- **Task prompt**
Restate the records below word for word, and omit the images they hold.

- **Data for this exercise**

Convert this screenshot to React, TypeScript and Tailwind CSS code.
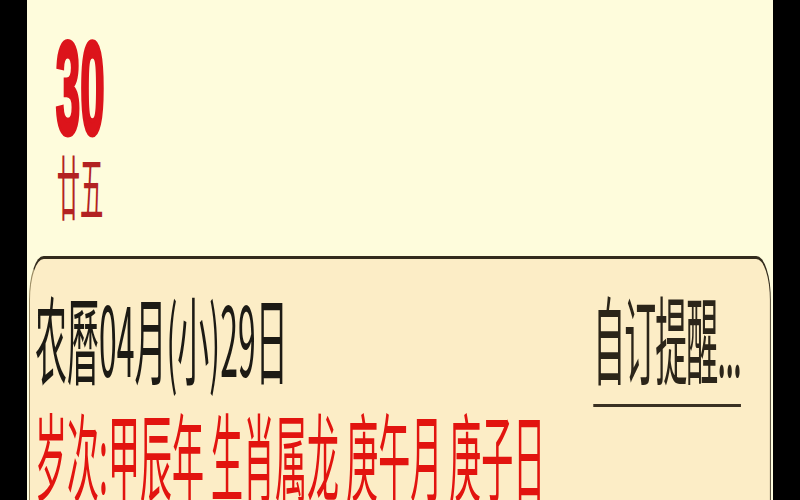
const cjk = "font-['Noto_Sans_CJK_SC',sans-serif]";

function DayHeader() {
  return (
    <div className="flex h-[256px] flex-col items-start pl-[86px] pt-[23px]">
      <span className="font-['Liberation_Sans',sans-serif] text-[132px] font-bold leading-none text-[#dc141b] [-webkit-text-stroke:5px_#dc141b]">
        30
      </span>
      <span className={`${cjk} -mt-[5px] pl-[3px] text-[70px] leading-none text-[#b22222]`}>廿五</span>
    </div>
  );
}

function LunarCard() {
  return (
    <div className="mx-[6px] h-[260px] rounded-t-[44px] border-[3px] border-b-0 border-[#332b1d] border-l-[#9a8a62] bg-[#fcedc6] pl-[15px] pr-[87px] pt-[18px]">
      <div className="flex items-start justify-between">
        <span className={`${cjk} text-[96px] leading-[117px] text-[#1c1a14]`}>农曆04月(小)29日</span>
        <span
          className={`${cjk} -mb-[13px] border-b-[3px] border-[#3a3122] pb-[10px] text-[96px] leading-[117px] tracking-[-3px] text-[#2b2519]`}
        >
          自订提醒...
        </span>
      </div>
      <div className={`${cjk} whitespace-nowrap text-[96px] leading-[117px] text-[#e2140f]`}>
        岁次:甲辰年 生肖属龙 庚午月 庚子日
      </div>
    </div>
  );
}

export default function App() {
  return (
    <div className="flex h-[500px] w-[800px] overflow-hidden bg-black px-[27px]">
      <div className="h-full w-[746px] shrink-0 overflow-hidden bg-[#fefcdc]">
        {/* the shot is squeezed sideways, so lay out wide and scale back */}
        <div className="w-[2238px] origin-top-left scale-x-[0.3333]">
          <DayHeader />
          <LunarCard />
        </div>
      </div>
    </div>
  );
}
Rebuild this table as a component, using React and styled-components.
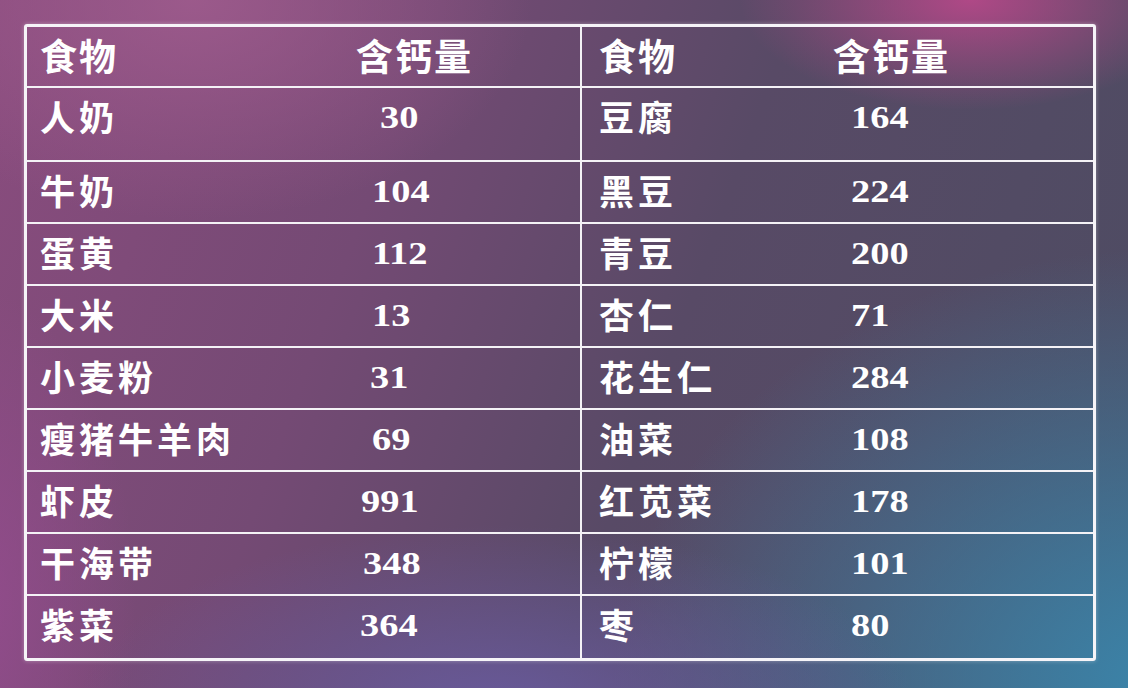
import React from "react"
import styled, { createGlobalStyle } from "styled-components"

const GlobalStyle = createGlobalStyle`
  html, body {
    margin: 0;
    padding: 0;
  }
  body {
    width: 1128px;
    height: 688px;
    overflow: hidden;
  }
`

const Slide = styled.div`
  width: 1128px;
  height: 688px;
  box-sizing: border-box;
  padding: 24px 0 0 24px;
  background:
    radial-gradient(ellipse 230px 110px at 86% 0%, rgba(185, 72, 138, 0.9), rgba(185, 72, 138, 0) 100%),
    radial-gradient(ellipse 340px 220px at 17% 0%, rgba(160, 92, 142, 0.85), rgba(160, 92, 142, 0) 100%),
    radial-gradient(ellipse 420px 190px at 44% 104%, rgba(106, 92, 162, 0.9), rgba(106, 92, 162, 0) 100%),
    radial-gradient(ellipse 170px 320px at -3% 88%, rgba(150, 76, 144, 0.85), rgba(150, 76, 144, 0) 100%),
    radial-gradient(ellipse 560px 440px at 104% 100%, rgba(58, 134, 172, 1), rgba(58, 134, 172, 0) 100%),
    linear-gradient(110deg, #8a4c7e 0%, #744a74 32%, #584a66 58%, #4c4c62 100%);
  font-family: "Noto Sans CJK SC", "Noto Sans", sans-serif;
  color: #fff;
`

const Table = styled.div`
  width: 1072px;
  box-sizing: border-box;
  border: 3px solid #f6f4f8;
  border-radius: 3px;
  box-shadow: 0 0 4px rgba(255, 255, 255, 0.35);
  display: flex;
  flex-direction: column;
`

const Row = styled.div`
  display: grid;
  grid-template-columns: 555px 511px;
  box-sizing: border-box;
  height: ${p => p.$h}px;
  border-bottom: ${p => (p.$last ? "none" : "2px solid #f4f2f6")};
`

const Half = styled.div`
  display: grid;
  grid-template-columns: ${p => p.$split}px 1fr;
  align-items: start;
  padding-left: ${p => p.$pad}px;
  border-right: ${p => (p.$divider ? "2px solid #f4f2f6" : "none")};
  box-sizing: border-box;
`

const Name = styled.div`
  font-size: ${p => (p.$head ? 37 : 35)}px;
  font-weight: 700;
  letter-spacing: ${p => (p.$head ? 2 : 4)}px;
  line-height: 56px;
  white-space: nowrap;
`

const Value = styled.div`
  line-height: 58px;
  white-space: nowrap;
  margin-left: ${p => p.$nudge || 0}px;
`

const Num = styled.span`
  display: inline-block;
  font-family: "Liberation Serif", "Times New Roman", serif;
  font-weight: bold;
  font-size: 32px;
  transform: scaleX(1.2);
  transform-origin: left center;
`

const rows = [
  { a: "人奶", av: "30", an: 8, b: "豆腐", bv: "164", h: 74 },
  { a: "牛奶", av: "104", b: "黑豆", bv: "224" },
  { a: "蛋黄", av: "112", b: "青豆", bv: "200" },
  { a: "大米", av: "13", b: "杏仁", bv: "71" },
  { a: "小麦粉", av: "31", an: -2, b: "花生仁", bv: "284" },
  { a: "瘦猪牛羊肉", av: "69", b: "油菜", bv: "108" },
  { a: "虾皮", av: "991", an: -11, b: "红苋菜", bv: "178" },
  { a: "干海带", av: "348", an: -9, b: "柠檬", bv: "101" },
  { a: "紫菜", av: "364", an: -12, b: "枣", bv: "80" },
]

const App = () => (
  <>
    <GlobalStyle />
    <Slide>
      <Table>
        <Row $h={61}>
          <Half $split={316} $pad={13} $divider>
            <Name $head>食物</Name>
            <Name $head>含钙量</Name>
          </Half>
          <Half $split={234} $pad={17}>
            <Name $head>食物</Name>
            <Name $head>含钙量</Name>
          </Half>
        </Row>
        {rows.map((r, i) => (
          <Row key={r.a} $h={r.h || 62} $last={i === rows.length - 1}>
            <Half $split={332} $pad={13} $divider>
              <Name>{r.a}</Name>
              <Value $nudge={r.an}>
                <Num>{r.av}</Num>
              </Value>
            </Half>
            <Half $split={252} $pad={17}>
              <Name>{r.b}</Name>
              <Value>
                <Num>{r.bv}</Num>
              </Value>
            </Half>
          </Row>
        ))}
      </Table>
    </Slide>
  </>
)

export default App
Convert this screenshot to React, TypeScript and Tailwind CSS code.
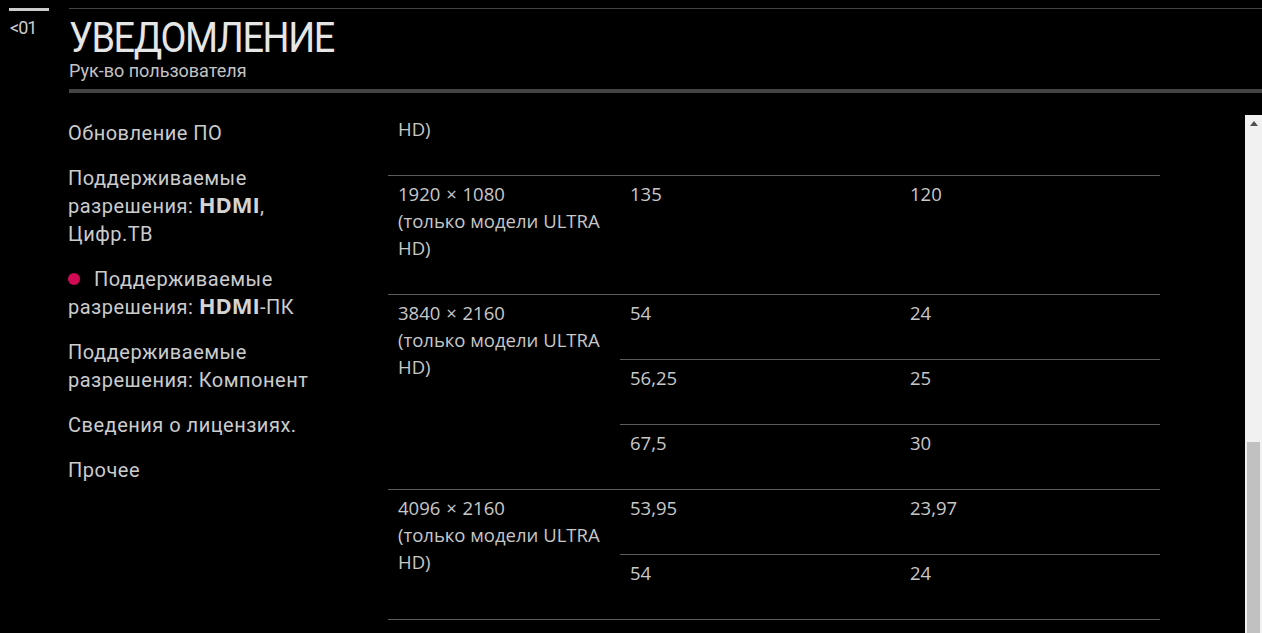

- **Finished answer**
Convert this screenshot to React, TypeScript and Tailwind CSS code.
const cjk = "font-['Noto_Sans_CJK_SC',sans-serif]";

function DayHeader() {
  return (
    <div className="flex h-[256px] flex-col items-start pl-[86px] pt-[23px]">
      <span className="font-['Liberation_Sans',sans-serif] text-[132px] font-bold leading-none text-[#dc141b] [-webkit-text-stroke:5px_#dc141b]">
        30
      </span>
      <span className={`${cjk} -mt-[5px] pl-[3px] text-[70px] leading-none text-[#b22222]`}>廿五</span>
    </div>
  );
}

function LunarCard() {
  return (
    <div className="mx-[6px] h-[260px] rounded-t-[44px] border-[3px] border-b-0 border-[#332b1d] border-l-[#9a8a62] bg-[#fcedc6] pl-[15px] pr-[87px] pt-[18px]">
      <div className="flex items-start justify-between">
        <span className={`${cjk} text-[96px] leading-[117px] text-[#1c1a14]`}>农曆04月(小)29日</span>
        <span
          className={`${cjk} -mb-[13px] border-b-[3px] border-[#3a3122] pb-[10px] text-[96px] leading-[117px] tracking-[-3px] text-[#2b2519]`}
        >
          自订提醒...
        </span>
      </div>
      <div className={`${cjk} whitespace-nowrap text-[96px] leading-[117px] text-[#e2140f]`}>
        岁次:甲辰年 生肖属龙 庚午月 庚子日
      </div>
    </div>
  );
}

export default function App() {
  return (
    <div className="flex h-[500px] w-[800px] overflow-hidden bg-black px-[27px]">
      <div className="h-full w-[746px] shrink-0 overflow-hidden bg-[#fefcdc]">
        {/* the shot is squeezed sideways, so lay out wide and scale back */}
        <div className="w-[2238px] origin-top-left scale-x-[0.3333]">
          <DayHeader />
          <LunarCard />
        </div>
      </div>
    </div>
  );
}
Rebuild this table as a component, using React and styled-components.
import React from "react"
import styled, { createGlobalStyle } from "styled-components"

const GlobalStyle = createGlobalStyle`
  html, body {
    margin: 0;
    padding: 0;
  }
  body {
    width: 1128px;
    height: 688px;
    overflow: hidden;
  }
`

const Slide = styled.div`
  width: 1128px;
  height: 688px;
  box-sizing: border-box;
  padding: 24px 0 0 24px;
  background:
    radial-gradient(ellipse 230px 110px at 86% 0%, rgba(185, 72, 138, 0.9), rgba(185, 72, 138, 0) 100%),
    radial-gradient(ellipse 340px 220px at 17% 0%, rgba(160, 92, 142, 0.85), rgba(160, 92, 142, 0) 100%),
    radial-gradient(ellipse 420px 190px at 44% 104%, rgba(106, 92, 162, 0.9), rgba(106, 92, 162, 0) 100%),
    radial-gradient(ellipse 170px 320px at -3% 88%, rgba(150, 76, 144, 0.85), rgba(150, 76, 144, 0) 100%),
    radial-gradient(ellipse 560px 440px at 104% 100%, rgba(58, 134, 172, 1), rgba(58, 134, 172, 0) 100%),
    linear-gradient(110deg, #8a4c7e 0%, #744a74 32%, #584a66 58%, #4c4c62 100%);
  font-family: "Noto Sans CJK SC", "Noto Sans", sans-serif;
  color: #fff;
`

const Table = styled.div`
  width: 1072px;
  box-sizing: border-box;
  border: 3px solid #f6f4f8;
  border-radius: 3px;
  box-shadow: 0 0 4px rgba(255, 255, 255, 0.35);
  display: flex;
  flex-direction: column;
`

const Row = styled.div`
  display: grid;
  grid-template-columns: 555px 511px;
  box-sizing: border-box;
  height: ${p => p.$h}px;
  border-bottom: ${p => (p.$last ? "none" : "2px solid #f4f2f6")};
`

const Half = styled.div`
  display: grid;
  grid-template-columns: ${p => p.$split}px 1fr;
  align-items: start;
  padding-left: ${p => p.$pad}px;
  border-right: ${p => (p.$divider ? "2px solid #f4f2f6" : "none")};
  box-sizing: border-box;
`

const Name = styled.div`
  font-size: ${p => (p.$head ? 37 : 35)}px;
  font-weight: 700;
  letter-spacing: ${p => (p.$head ? 2 : 4)}px;
  line-height: 56px;
  white-space: nowrap;
`

const Value = styled.div`
  line-height: 58px;
  white-space: nowrap;
  margin-left: ${p => p.$nudge || 0}px;
`

const Num = styled.span`
  display: inline-block;
  font-family: "Liberation Serif", "Times New Roman", serif;
  font-weight: bold;
  font-size: 32px;
  transform: scaleX(1.2);
  transform-origin: left center;
`

const rows = [
  { a: "人奶", av: "30", an: 8, b: "豆腐", bv: "164", h: 74 },
  { a: "牛奶", av: "104", b: "黑豆", bv: "224" },
  { a: "蛋黄", av: "112", b: "青豆", bv: "200" },
  { a: "大米", av: "13", b: "杏仁", bv: "71" },
  { a: "小麦粉", av: "31", an: -2, b: "花生仁", bv: "284" },
  { a: "瘦猪牛羊肉", av: "69", b: "油菜", bv: "108" },
  { a: "虾皮", av: "991", an: -11, b: "红苋菜", bv: "178" },
  { a: "干海带", av: "348", an: -9, b: "柠檬", bv: "101" },
  { a: "紫菜", av: "364", an: -12, b: "枣", bv: "80" },
]

const App = () => (
  <>
    <GlobalStyle />
    <Slide>
      <Table>
        <Row $h={61}>
          <Half $split={316} $pad={13} $divider>
            <Name $head>食物</Name>
            <Name $head>含钙量</Name>
          </Half>
          <Half $split={234} $pad={17}>
            <Name $head>食物</Name>
            <Name $head>含钙量</Name>
          </Half>
        </Row>
        {rows.map((r, i) => (
          <Row key={r.a} $h={r.h || 62} $last={i === rows.length - 1}>
            <Half $split={332} $pad={13} $divider>
              <Name>{r.a}</Name>
              <Value $nudge={r.an}>
                <Num>{r.av}</Num>
              </Value>
            </Half>
            <Half $split={252} $pad={17}>
              <Name>{r.b}</Name>
              <Value>
                <Num>{r.bv}</Num>
              </Value>
            </Half>
          </Row>
        ))}
      </Table>
    </Slide>
  </>
)

export default App
Convert this screenshot to React, TypeScript and Tailwind CSS code.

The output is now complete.